The Big 10: Trial by flower

C. Raker & Sons Inc. shows customers how their new varieties thrive in the real world.

A major rule of business is to always help your product look its best. But when Greg Michalak, trial manager at C. Raker & Sons in Litchfield, Mich., plans for the upcoming trials, he doesn’t worry as much about that.

He’s more interested in showing how the plants deal with reality in the 12 acres of trial gardens he manages.

“We’re really one of the largest in the Midwest that the breeders can use as a place where they can point their clients to and say, ‘Look at this. This is how it’s going to react in your garden,’” he says.

That perspective is part of the core principles of the company and has been in some form since its start, says Susie Raker, general manager of sales and marketing. As a grower, C. Raker sits in the middle of the country, surrounded by farmland and far away from either coast that could provide optimal growing conditions for new plants. That placement gives them an opportunity to show how plants survive in a different environment.

The gardens are half open trial, and half private trials paid for by breeders eager to see how the plant grows in the Midwest. Michalak solicits plant material and gets the gardens started. But they also try to let the plants experience life as they would in any homeowner’s flower beds.

“Everything is treated the same. So if there’s geraniums, for instance, and we deadhead one, we’ll deadhead them all in our trials. That way there’s no favoritism. There’s no one saying, ‘Oh, you need to do this to make our plant look really nice,’” says Michalak.

The plants aren’t left to the wild — there’s regular fertilization, and watering is consistent. But beyond that, they try to treat the plants like any homeowner might.
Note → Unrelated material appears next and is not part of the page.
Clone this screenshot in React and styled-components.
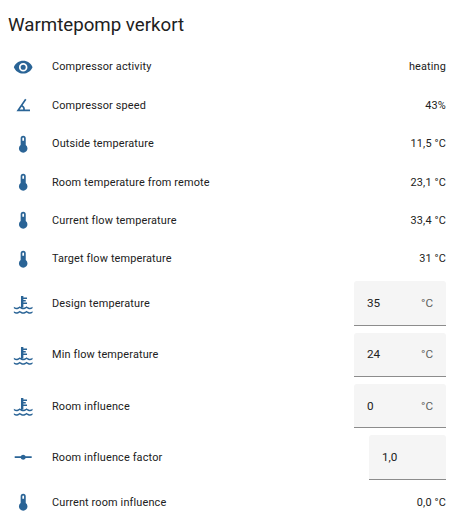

“We don’t primp them,” says Raker. “I always laugh because breeders will come to us and say, ‘You need to treat this zinna this way.’ And I say, ‘No, we don’t, because the homeowner is not going to do that.’”
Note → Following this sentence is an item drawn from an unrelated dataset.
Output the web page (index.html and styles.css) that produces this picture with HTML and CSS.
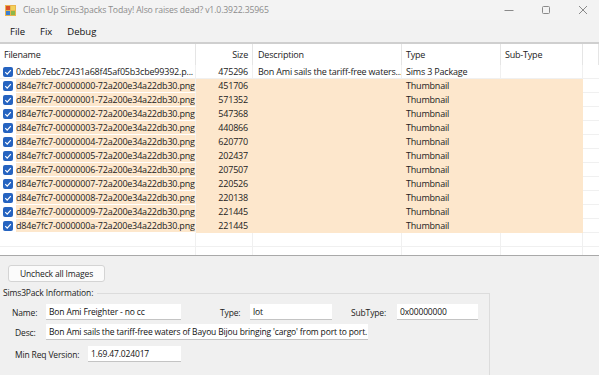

Breeders, sales reps and greenhouse growers visit to see how their plants thrive against competition, going from “plug and liner, to a finished pot, to in the landscape, to see how they actually end up.”

And there are more benefits than having that real-world comparison, as well, for Raker. They earn the view as industry experts by putting themselves on the front lines with their trial plants, really only armed with information from breeders that might only work effectively in a particular setting. Regardless of the performance, the experience positions them as growers in the know about each plant’s peculiarities.

Perhaps most important to the bottom line is when a breeder or sales rep visits to check on progress, it’s an opportunity to build that relationship and establish greater credibility.

“The trial gardens themselves show what we can execute as a company,” says Raker. “If we can execute a garden like that with the number of plants and varieties that we’re doing, it helps to instill faith that we’re also able to grow a good plug or liner, and maybe we’re a good home for the product they’ve been trying to find one for.”

Even without a direct way to quantify it, Michalak says the trial gardens lead to more sales, since growers end up talking about current trends and new varieties, looking at trial books and planning the next season to see what’s available.

Sometimes trials don’t mean bringing people directly to the gardens. C. Raker has also made a name for itself in producing small breeder trials that can be shipped out to greenhouses, sales reps, garden centers and garden writers. They started as a company focused on small customers, and had to develop practices for dealing with small orders. It’s not easy, but it can be cost effective, says Raker, even for a company with a minimum order of one plant.

“You have to understand logistics and packaging to be able to do that,” says Raker. “We just took what we had learned through shipping small amounts of young plants to our customers and created a program. We produce a six-pack of their new variety, then package and ship it all over the country.”

To make that happen, they developed close partnerships with FedEx and UPS, working with their engineering to get the shipping containers right the first time. The box designs haven’t changed in 20 years. Their results are no joke, either: Recently, they developed packaging to ship a single poinsettia across the country.

“And we’ve done it successfully,” says Raker.

And the process that got that poinsettia safely to its destination is one of the plans included in the company’s quality system and standard operating procedures. It covers properly picking an order, sowing seeds, sticking cuttings and how to properly pack a box.

“We’re dealing with something living, so we need to make sure it’s done right,” says Michalak. “The easiest way to do that is to have clear policies and procedures that help everyone know exactly what’s expected and what to do.”

But even with practices and focused effort, the trials aren’t meant to bring in profits, says Raker. They’re done at cost.

“It’s ... not a profit center. And the reason we don’t treat it as one is it gives us the ability to get our hands on stuff and get very good intel on how this product operates from a production standpoint so next season when it becomes a regular introduction, we know what we’re doing,” she says.

“We’ve always tried to partner with small- to mid-size customers. And so our operation is built from the ground up to be able to do that efficiently.”